Im Juli sollte der Flüchtling dann nach gleicher Vorgehensweise mit knapp zweiwöchiger Ankündigung nochmals abgeholt werden; auch dieser Abschiebungstermin scheiterte. Jetzt hofft der Flüchtling, durch den Solidaritätsaufruf auf Unterstützung. Sein Argument auf „TheVoice“: „Wenn Deutschland mein Recht, um Asyl zu ersuchen, nicht garantieren kann, wie können sie dann von Spanien, wo ich in Obdachlosigkeit leben müsste, erwarten, etwas für meinen Schutz und für ein würdiges Leben in Europa zu tun?“
Bei diesem äußerst komplexen Verwaltungsverfahren geht es bisher in keinster Weise um die Abschiebung des sunnitischen Flüchtlings in seine Heimat Syrien, aus der er wegen des Bürgerkriegs floh. Es handelt sich lediglich um die Ermittlung von Zuständigkeiten zur Bearbeitung des Asylantrags.

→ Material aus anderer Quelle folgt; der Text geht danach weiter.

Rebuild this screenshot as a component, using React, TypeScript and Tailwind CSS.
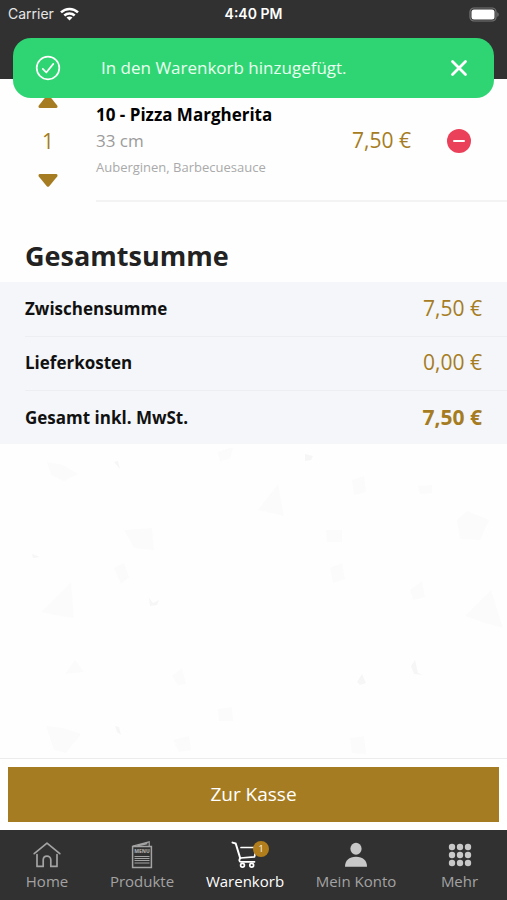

Die an diesem Beispiel illustrierte Anwendung der Dublin-Regulierungen macht aber vielleicht deutlich, warum sich die Bearbeitung der Asylverfahren derart in die Länge zieht.
Einzelfall wirft negatives Licht auf Asyl, kommentiert Julia Stadter:
Europa wird von einer Flüchtlingswelle überrollt. Während sich viele um eine Kultur des Willkommens bemühen, werden am rechten Rand Ängste geschürt, auch hier in Eisenach. Daher ist es nicht hilfreich, wenn einzelne sich öffentlichkeitswirksam rechtmäßigen Verfahrensprozessen entziehen. Im beschriebenen Fall soll der Flüchtling nicht nach Syrien abgeschoben werden, sondern nur seinen Asylantrag dort stellen, wo es europäisches Recht vorsieht: in Spanien. Man mag die bestehenden Gesetze, wie die Dublin-Regulierungen, wonach Flüchtlinge dort Asyl beantragen müssen, wo sie erstmals europäischen Boden betraten, kritisch sehen. Die Flüchtlingsorganisation „The Voice“ will heute durch ihren Protest darauf aufmerksam machen. Nun aber die rechtmäßig agierenden Verwaltungsbehörden des Wartburgkreises öffentlich anzuprangern und durch eine Solidaritätswelle auf Umgehung des üblichen Verfahrens zu hoffen, verschärft nur die Asyldebatte und spielt den Rechten in die Hände. So gezeichnet die Flüchtlinge auch sind, von dem was sie in ihrer Heimat und auf der Flucht erlebt haben, sie müssen sich an geltendes Recht halten. Nur wenn alle die Spielregeln befolgen, schaffen wir ein gutes Miteinander.